Keith Alexander, who also heads the U.S. Cyber Command. He said all data
was purged in 2011.
Britain's
Guardian newspaper on Thursday released documents detailing the
collection, though the program was also described earlier this month by
The Washington Post.
The
U.S. administration was expected to decide by Monday what export
privileges to grant Ecuador under the Generalized System of Preferences,
a program meant to spur development and growth in poorer countries.
Although
the deadline was set long before the Snowden affair, U.S. Trade
Representative Michael Froman said Thursday that Ecuador's application
to add a handful of products such as artichokes and cut flowers - the
latter a major industry here - would not be decided immediately but
would remain pending. That gives the U.S. additional leverage over
Ecuador while Snowden's fate remains uncertain.
More
broadly, a larger trade pact allowing reduced tariffs on more than $5
billion in annual exports to the U.S. is up for congressional renewal
before July 21. While approval of the Andean Trade Preference Act has
long been seen as doubtful in Washington, Ecuador has been lobbying
strongly for its renewal.
On
Wednesday, Sen. Bob Menendez of New Jersey, chairman of the Senate
Foreign Relations Committee, pledged to lead an effort to block
extension of U.S. tariff benefits if Ecuador grants asylum to Snowden,
who turned 30 last week. Nearly half of Ecuador's billions a year in
foreign trade depends on the United States.
The
Obama administration said Thursday that accepting Snowden would damage
the overall relationship between the two countries and analysts said it
was almost certain that granting the leaker asylum would lead the U.S.
to cut roughly $30 million a year in military and law enforcement
assistance.
Granting
asylum to Snowden would cause "great difficulties in our bilateral
relationship," State Department spokesman Patrick Ventrell said. "If
they take that step, that would have very negative repercussions."
Alvarado,
the communications minister, said his country rejects economic
"blackmail" in the form of threats against the trade measures.
"The
preferences were authorized for Andean countries as compensation for
the fight against drugs, but soon became a new instrument of pressure,"

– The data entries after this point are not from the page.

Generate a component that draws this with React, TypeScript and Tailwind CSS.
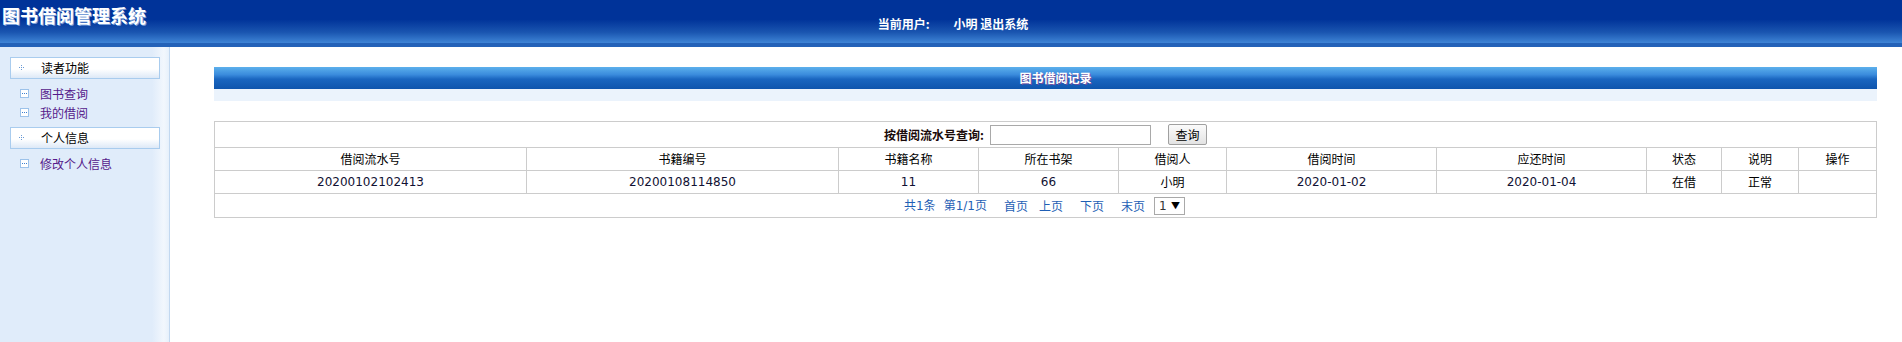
const cjk = "font-['SimSun','Noto_Sans_CJK_SC',sans-serif]";

const columns = [
  { title: "借阅流水号", width: 312, value: "20200102102413" },
  { title: "书籍编号", width: 312, value: "20200108114850" },
  { title: "书籍名称", width: 140, value: "11" },
  { title: "所在书架", width: 140, value: "66" },
  { title: "借阅人", width: 108, value: "小明" },
  { title: "借阅时间", width: 210, value: "2020-01-02" },
  { title: "应还时间", width: 210, value: "2020-01-04" },
  { title: "状态", width: 75, value: "在借" },
  { title: "说明", width: 77, value: "正常" },
  { title: "操作", width: 78, value: "" },
];

const menus = [
  { title: "读者功能", items: ["图书查询", "我的借阅"] },
  { title: "个人信息", items: ["修改个人信息"] },
];

function DotCross() {
  return (
    <svg width="6" height="6" viewBox="0 0 6 6" className="ml-[8px] mr-[16px]">
      <rect x="2" y="0" width="1" height="1" fill="#6b9bd6" />
      <rect x="0" y="2" width="1" height="1" fill="#6b9bd6" />
      <rect x="2" y="2" width="1" height="1" fill="#6b9bd6" />
      <rect x="4" y="2" width="1" height="1" fill="#6b9bd6" />
      <rect x="2" y="4" width="1" height="1" fill="#6b9bd6" />
    </svg>
  );
}

function ItemIcon() {
  return (
    <span className="mr-[11px] flex h-[9px] w-[9px] items-center justify-center gap-px border border-[#9cc2ea] bg-white">
      <span className="h-px w-px bg-[#3b7fd0]" />
      <span className="h-px w-px bg-[#3b7fd0]" />
      <span className="h-px w-px bg-[#3b7fd0]" />
    </span>
  );
}

function isNumeric(v: string) {
  return /^[0-9-]+$/.test(v);
}

export default function App() {
  return (
    <div className={`h-[342px] w-[1902px] overflow-hidden bg-white text-[12px] text-black ${cjk}`}>
      {/* header */}
      <div className="relative h-[43px] bg-[linear-gradient(to_bottom,#003399_0%,#003399_45%,#1a55b0_75%,#3f85d6_100%)]">
        <div className="absolute left-[2px] top-[4px] text-[18px] font-bold leading-[22px] text-white [text-shadow:1px_1px_0_#7a9fd8]">
          图书借阅管理系统
        </div>
        <div className="flex h-full items-end justify-center pb-[12px] pl-[4px] text-[12px] font-bold leading-[14px] text-white">
          <span>当前用户:</span>
          <span className="ml-[24px]">小明 退出系统</span>
        </div>
      </div>
      <div className="h-[4px] bg-[#2462b8]" />

      <div className="flex h-[295px]">
        {/* sidebar */}
        <div className="h-full w-[170px] shrink-0 border-r border-[#c2d8f0] bg-[linear-gradient(to_right,#e0ecfa_0%,#e0ecfa_90%,#f2f7fd_97%,#e6f0fb_100%)] pt-[10px]">
          {menus.map((menu) => (
            <div key={menu.title} className="mb-[5px]">
              <div className="mx-[10px] flex h-[22px] w-[150px] items-center border border-[#a9ccee] bg-[linear-gradient(to_bottom,#ffffff_0%,#ffffff_55%,#dde9f7_100%)]">
                <DotCross />
                <span className="leading-[14px]">{menu.title}</span>
              </div>
              <div className="pt-[5px]">
                {menu.items.map((item) => (
                  <div key={item} className="flex h-[19px] items-center pl-[20px] text-[#551a8b]">
                    <ItemIcon />
                    <span className="leading-[14px]">{item}</span>
                  </div>
                ))}
              </div>
            </div>
          ))}
        </div>

        {/* content */}
        <div className="flex-1 pl-[44px] pr-[26px] pt-[20px]">
          <div className="flex h-[22px] items-center justify-center bg-[linear-gradient(to_bottom,#5cb0ec_0%,#3a8bdc_35%,#1a66c0_55%,#0f55ad_100%)] pl-[20px] text-[12px] font-bold text-white [text-shadow:1px_1px_0_#6a4fa0]">
            图书借阅记录
          </div>
          <div className="h-[12px] bg-[#ebf3fc]" />

          <table className="mt-[20px] w-[1662px] table-fixed border-collapse border border-[#cccccc]">
            <colgroup>
              {columns.map((c) => (
                <col key={c.title} style={{ width: c.width }} />
              ))}
            </colgroup>
            <tbody>
              <tr className="h-[26px]">
                <td colSpan={10} className="border border-[#cccccc] p-0">
                  <div className="flex items-center justify-center">
                    <span className="font-bold text-[#1a0a0a]">按借阅流水号查询:</span>
                    <input className="ml-[6px] h-[20px] w-[161px] border border-[#a9a9a9] bg-white px-1 outline-none" />
                    <button className="ml-[17px] h-[21px] w-[39px] rounded-[2px] border border-[#a0a0a0] bg-[linear-gradient(to_bottom,#fbfbfb,#e3e3e3)] text-[12px] leading-[18px]">
                      查询
                    </button>
                  </div>
                </td>
              </tr>
              <tr className="h-[23px]">
                {columns.map((c) => (
                  <td key={c.title} className="border border-[#cccccc] p-0 text-center leading-[14px]">
                    {c.title}
                  </td>
                ))}
              </tr>
              <tr className="h-[23px]">
                {columns.map((c) => (
                  <td
                    key={c.title}
                    className={`border border-[#cccccc] p-0 text-center leading-[14px] ${
                      isNumeric(c.value) ? "font-['DejaVu_Sans',sans-serif] text-[#111133]" : ""
                    }`}
                  >
                    {c.value}
                  </td>
                ))}
              </tr>
              <tr className="h-[24px]">
                <td colSpan={10} className="border border-[#cccccc] p-0">
                  <div className="flex items-center justify-center pr-[2px] text-[#1f5fb5]">
                    <span>
                      共<span className="font-['DejaVu_Sans',sans-serif]">1</span>条
                    </span>
                    <span className="ml-[8px]">
                      第<span className="font-['DejaVu_Sans',sans-serif]">1/1</span>页
                    </span>
                    <span className="ml-[17px]">首页</span>
                    <span className="ml-[11px]">上页</span>
                    <span className="ml-[17px]">下页</span>
                    <span className="ml-[17px]">末页</span>
                    <span className="ml-[9px] flex h-[18px] w-[31px] items-center justify-between border border-[#a9a9a9] bg-white pl-[4px] pr-[4px] text-black">
                      <span className="font-['DejaVu_Sans',sans-serif] text-[#333]">1</span>
                      <span className="text-[9px]">▼</span>
                    </span>
                  </div>
                </td>
              </tr>
            </tbody>
          </table>
        </div>
      </div>
    </div>
  );
}
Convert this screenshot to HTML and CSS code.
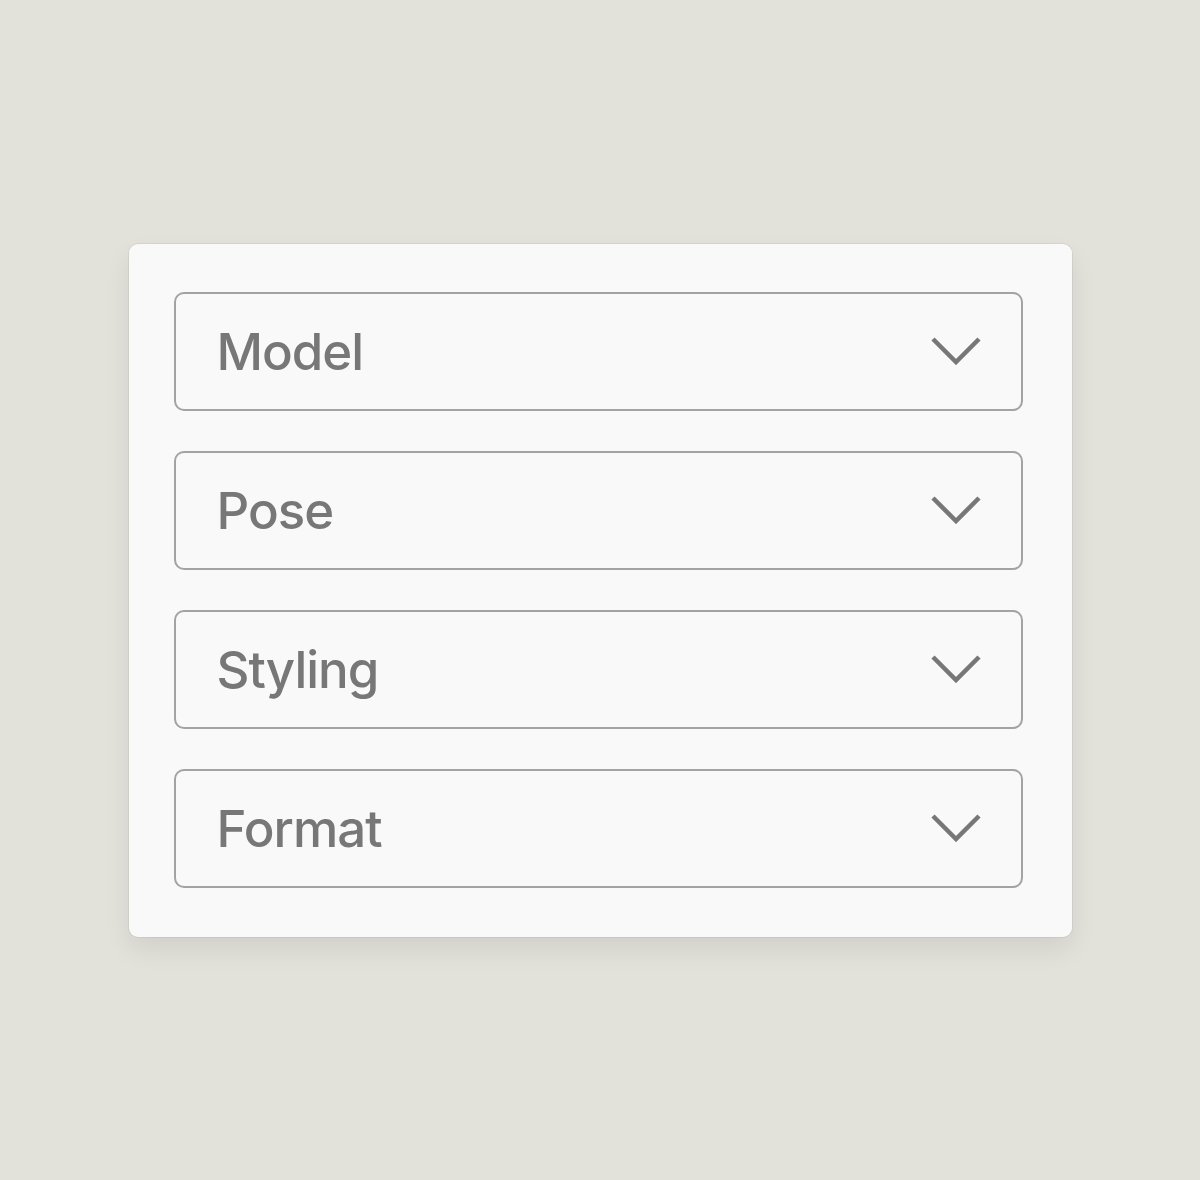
FILE: index.html
```html
<!DOCTYPE html>
<html lang="en">
<head>
<meta charset="utf-8">
<title>Options</title>
<link rel="stylesheet" href="styles.css">
</head>
<body>
<main class="page">
  <section class="card">
    <div class="select"><span class="label">Model</span><svg class="chev" viewBox="0 0 50 28"><polyline points="2,2 25,25 48,2"/></svg></div>
    <div class="select"><span class="label">Pose</span><svg class="chev" viewBox="0 0 50 28"><polyline points="2,2 25,25 48,2"/></svg></div>
    <div class="select"><span class="label">Styling</span><svg class="chev" viewBox="0 0 50 28"><polyline points="2,2 25,25 48,2"/></svg></div>
    <div class="select"><span class="label">Format</span><svg class="chev" viewBox="0 0 50 28"><polyline points="2,2 25,25 48,2"/></svg></div>
  </section>
</main>
</body>
</html>
```
FILE: styles.css
```css
html, body {
  margin: 0;
  padding: 0;
  background: #e2e1da;
}
.page {
  min-height: 1180px;
  display: flex;
  align-items: center;
  justify-content: center;
  font-family: Inter, "Liberation Sans", Arial, sans-serif;
}
.card {
  width: 943px;
  box-sizing: border-box;
  padding: 48px 49px 49px 45px;
  background: #f9f9f9;
  border-radius: 9px;
  box-shadow: 0 0 0 1px rgba(0,0,0,0.05), 0 12px 26px rgba(0,0,0,0.08);
  display: flex;
  flex-direction: column;
  gap: 40px;
}
.select {
  height: 119px;
  box-sizing: border-box;
  border: 2px solid #a3a3a3;
  border-radius: 10px;
  display: flex;
  align-items: center;
  justify-content: space-between;
  padding: 0 40px 0 41px;
}
.label {
  font-size: 51px;
  font-weight: 500;
  letter-spacing: -1px;
  color: #777777;
  line-height: 1;
}
.chev {
  width: 50px;
  height: 28px;
  fill: none;
  stroke: #777777;
  stroke-width: 4.5;
}
```
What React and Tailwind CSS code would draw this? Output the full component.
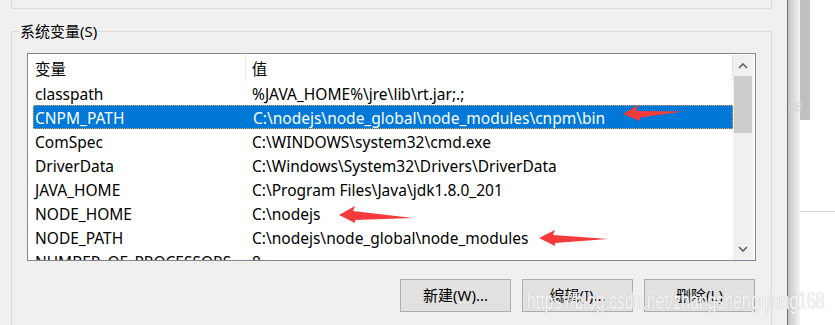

he said. "As a result, Ecuador unilaterally and irrevocably renounces
these preferences."
Alvarado did not explicitly mention the separate effort to win trade benefits under the presidential order.
He
did suggest, however, how the U.S. could use the money saved from
Ecuadorean tariffs to train government employees to respect citizens'
rights.
"Ecuador
offers the United States $23 million a year in economic aid, an amount
similar to what we were receiving under the tariff benefits, with the
purpose of providing human rights training that will contribute to avoid
violations of people's privacy, that degrade humanity," he said.
---
Pace
reported from Dakar, Senegal. Gonzalo Solano in Quito, Peter Orsi in
Caracas, Venezuela, and Ken Thomas in Washington contributed to this
report.
---
Follow Michael Weissenstein on Twitter at http://twitter.com/mweissenstein
###
Subsequently, while US President Obama was trying to play down the whole incident and get on to other matters of State, Vice President Joe Biden was trying to do some political worldview damage control by more politely (without idle threats and unkindness) engaging in somewhat conciliatory talks with Quito and still gently insisting that they should not give Mr. Snowden, the man without a country, asylum and allow him to escape “justice” at the hands of the U.S. But since the revelations about Guantanamo, most of the Internationalist Community believes that U.S. “justice” is merely a euphemism for punishment.